Traders and other financial services professionals who know how to code have a leg up on less tech-savvy candidates, as there are an increasing number of jobs available to them as banks and asset managers cut back in other areas. For example, many quant hedge funds have continued their hiring push with an emphasis on candidates who have strong computer skills and investment knowledge. No financial services firm can ignore the need to invest in people that understand technology to keep it at the forefront of the industry and ahead of its competitors.
So you know your way around a computer and you’ve heard of C#, C++, Java, SQL, Hadoop, HTML5, Python and R. But what about Julia? While it’s still early days and Julia is not yet among the most in-demand programming languages on Wall Street, its user base is already approaching 200,000 and its growth rate is doubling every nine months, with hedge funds among the early-adopters.
That means Julia should be on the radar of everyone from traders and operations executives to IT managers, developers and data scientists and really anyone who wants to expand their job options as electronic trading takes over and the industry as a whole becomes more technology-centric.
We spoke with Viral Shah, co-founder of Julia Computing, about the evolution and current status of this fast-growing open-source programming language.
How Did Your Collaboration with MIT Lead to the Creation of Julia Computing?
“We started the project that became the Julia programming language in 2009.
“I am a computational scientist by training. My thesis at the University of California, Santa Barbara focused on parallel computing and it became part of the Star-P product at Interactive Supercomputing Corp. When Microsoft acquired the firm, [co-founder] Jeff Bezanson and I started talking about a new approach to parallel computing. At the same time, [co-founder] Stefan Karpinski and I were discussing the same issues in our research collaboration at UCSB. Jeff asked [co-founder] Alan Edelman, who was also on my thesis committee, about joining the Ph.D. program at MIT, and the four of us came together.

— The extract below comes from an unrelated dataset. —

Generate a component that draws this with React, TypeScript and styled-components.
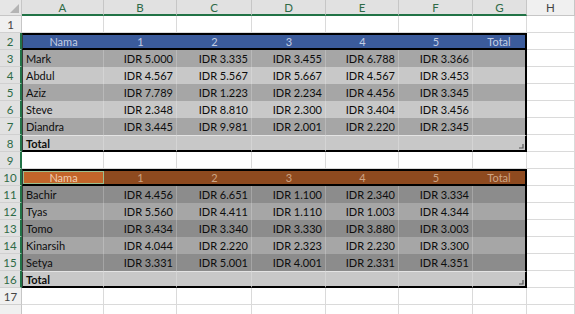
import React from 'react';
import styled, { createGlobalStyle, css } from 'styled-components';

const GlobalStyle = createGlobalStyle`
  html, body {
    margin: 0;
    padding: 0;
    background: #ffffff;
    overflow: hidden;
  }
  body {
    font-family: Lato, "Open Sans", "Liberation Sans", sans-serif;
  }
`;

const COLS = ['A', 'B', 'C', 'D', 'E', 'F', 'G', 'H'];
const ROW_COUNT = 18;
const LAST_LABELLED = 17;

const Sheet = styled.div`
  width: 575px;
  height: 314px;
  overflow: hidden;
  display: grid;
  grid-template-columns: 22px 82px 73px 75px 74px 73px 74px 54px 1fr;
  grid-template-rows: 16px repeat(${ROW_COUNT}, 17px);
  font-size: 11px;
  color: #0d0d0d;
`;

const Corner = styled.div`
  position: relative;
  background: #e6e6e6;
  border-right: 1px solid #c6c6c6;
  border-bottom: 1px solid #c6c6c6;
  box-sizing: border-box;
  &::after {
    content: '';
    position: absolute;
    right: 2px;
    bottom: 2px;
    border-left: 9px solid transparent;
    border-bottom: 9px solid #b4b4b4;
  }
`;

const ColHeader = styled.div<{ $selected?: boolean }>`
  box-sizing: border-box;
  display: flex;
  align-items: center;
  justify-content: center;
  background: ${p => (p.$selected ? '#e1e1e1' : '#f0f0f0')};
  color: ${p => (p.$selected ? '#2d6a46' : '#444')};
  border-right: 1px solid #c6c6c6;
  border-bottom: ${p => (p.$selected ? '2px solid #217346' : '1px solid #c6c6c6')};
  font-size: 11.5px;
`;

const RowHeader = styled.div<{ $selected?: boolean }>`
  box-sizing: border-box;
  display: flex;
  align-items: center;
  justify-content: center;
  background: ${p => (p.$selected ? '#e1e1e1' : '#f0f0f0')};
  color: ${p => (p.$selected ? '#2d6a46' : '#444')};
  border-bottom: 1px solid #d0d0d0;
  border-right: ${p => (p.$selected ? '2px solid #217346' : '1px solid #c6c6c6')};
  font-size: 11.5px;
`;

const Blank = styled.div`
  box-sizing: border-box;
  border-right: 1px solid #dadada;
  border-bottom: 1px solid #dadada;
`;

type Kind = 'head' | 'dark' | 'light' | 'total';
type Tone = 'blue' | 'brown';

const palette = {
  blue: { head: '#3b5b9b', headText: '#c4cee3', dark: '#a6a6a6', light: '#c8c8c8', total: '#c8c8c8' },
  brown: { head: '#8e4a1f', headText: '#cfa585', dark: '#8c8c8c', light: '#a6a6a6', total: '#c8c8c8' },
};

const TableCell = styled.div<{
  $kind: Kind;
  $tone: Tone;
  $align: 'left' | 'center' | 'right';
  $first?: boolean;
  $last?: boolean;
  $active?: boolean;
}>`
  position: relative;
  box-sizing: border-box;
  display: flex;
  align-items: center;
  padding: 0 3px;
  white-space: nowrap;
  overflow: hidden;
  justify-content: ${p => (p.$align === 'left' ? 'flex-start' : p.$align === 'right' ? 'flex-end' : 'center')};
  background: ${p => palette[p.$tone][p.$kind]};
  border-right: ${p => (p.$last ? '2px solid #000' : p.$kind === 'head' ? 'none' : '1px solid rgba(255,255,255,0.22)')};
  border-left: ${p => (p.$first ? '1px solid #3a3a3a' : 'none')};
  ${p =>
    p.$kind === 'head' &&
    css`
      color: ${palette[p.$tone].headText};
      border-top: 2px solid #000;
      border-bottom: 2px solid #000;
    `}
  ${p =>
    p.$kind === 'total' &&
    css`
      font-weight: 700;
      border-top: 1px solid #e4e4e4;
      border-bottom: 2px solid #000;
    `}
  ${p =>
    p.$active &&
    css`
      background: #c2652a;
      color: #f1cdb2;
      box-shadow: inset 0 0 0 1px #9bbf8e;
    `}
`;

const ResizeMark = styled.svg`
  position: absolute;
  right: 1px;
  bottom: 1px;
`;

const header = ['Nama', '1', '2', '3', '4', '5', 'Total'];

const table1 = [
  ['Mark', 'IDR 5.000', 'IDR 3.335', 'IDR 3.455', 'IDR 6.788', 'IDR 3.366'],
  ['Abdul', 'IDR 4.567', 'IDR 5.567', 'IDR 5.667', 'IDR 4.567', 'IDR 3.453'],
  ['Aziz', 'IDR 7.789', 'IDR 1.223', 'IDR 2.234', 'IDR 4.456', 'IDR 3.345'],
  ['Steve', 'IDR 2.348', 'IDR 8.810', 'IDR 2.300', 'IDR 3.404', 'IDR 3.456'],
  ['Diandra', 'IDR 3.445', 'IDR 9.981', 'IDR 2.001', 'IDR 2.220', 'IDR 2.345'],
];

const table2 = [
  ['Bachir', 'IDR 4.456', 'IDR 6.651', 'IDR 1.100', 'IDR 2.340', 'IDR 3.334'],
  ['Tyas', 'IDR 5.560', 'IDR 4.411', 'IDR 1.110', 'IDR 1.003', 'IDR 4.344'],
  ['Tomo', 'IDR 3.434', 'IDR 3.340', 'IDR 3.330', 'IDR 3.880', 'IDR 3.003'],
  ['Kinarsih', 'IDR 4.044', 'IDR 2.220', 'IDR 2.323', 'IDR 2.230', 'IDR 3.300'],
  ['Setya', 'IDR 3.331', 'IDR 5.001', 'IDR 4.001', 'IDR 2.331', 'IDR 4.351'],
];

interface TableDef {
  start: number;
  tone: Tone;
  rows: string[][];
  activeHead?: boolean;
}

const tables: TableDef[] = [
  { start: 2, tone: 'blue', rows: table1 },
  { start: 10, tone: 'brown', rows: table2, activeHead: true },
];

function renderTableRow(t: TableDef, r: number) {
  const offset = r - t.start;
  const totalRow = t.start + t.rows.length + 1;
  const cells: React.ReactNode[] = [];
  for (let c = 0; c < 7; c++) {
    const first = c === 0;
    const last = c === 6;
    let kind: Kind;
    let text = '';
    let align: 'left' | 'center' | 'right' = 'right';
    if (offset === 0) {
      kind = 'head';
      text = header[c];
      align = 'center';
    } else if (r === totalRow) {
      kind = 'total';
      text = first ? 'Total' : '';
      align = 'left';
    } else {
      kind = offset % 2 === 1 ? 'dark' : 'light';
      text = t.rows[offset - 1][c] ?? '';
      align = first ? 'left' : 'right';
    }
    cells.push(
      <TableCell
        key={c}
        $kind={kind}
        $tone={t.tone}
        $align={align}
        $first={first}
        $last={last}
        $active={t.activeHead && offset === 0 && first}
      >
        {text}
        {kind === 'total' && last && (
          <ResizeMark width="5" height="5" viewBox="0 0 5 5">
            <path d="M4 0 V4 H0" stroke="#555" strokeWidth="1.2" fill="none" />
          </ResizeMark>
        )}
      </TableCell>
    );
  }
  return cells;
}

export default function App() {
  const rows: React.ReactNode[] = [];
  for (let r = 1; r <= ROW_COUNT; r++) {
    const table = tables.find(t => r >= t.start && r <= t.start + t.rows.length + 1);
    const selected = r >= 2 && r <= 16;
    rows.push(
      <RowHeader key={`h${r}`} $selected={selected}>
        {r <= LAST_LABELLED ? r : ''}
      </RowHeader>
    );
    if (table) {
      rows.push(<React.Fragment key={`t${r}`}>{renderTableRow(table, r)}</React.Fragment>);
      rows.push(<Blank key={`b${r}`} />);
    } else {
      COLS.forEach(c => rows.push(<Blank key={`${c}${r}`} />));
    }
  }

  return (
    <>
      <GlobalStyle />
      <Sheet>
        <Corner />
        {COLS.map(c => (
          <ColHeader key={c} $selected={c !== 'H'}>
            {c}
          </ColHeader>
        ))}
        {rows}
      </Sheet>
    </>
  );
}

“We set out to solve the ‘two language problem’ back in 2009. Much of our progress in parallel computing was thwarted by the fact that while the users are programming in a high-level language such as R and Python, the performance-critical parts have to be rewritten in C/C++ for performance. This is hugely inefficient, because it introduces human error and wasted effort, slows time to market and allows competitors to leapfrog ahead. This two language problem hinders not just researchers, but also quants, scientists, data scientists and engineers in the industry.
“Many of the earliest adopters were quantitative analysts in the finance industry.”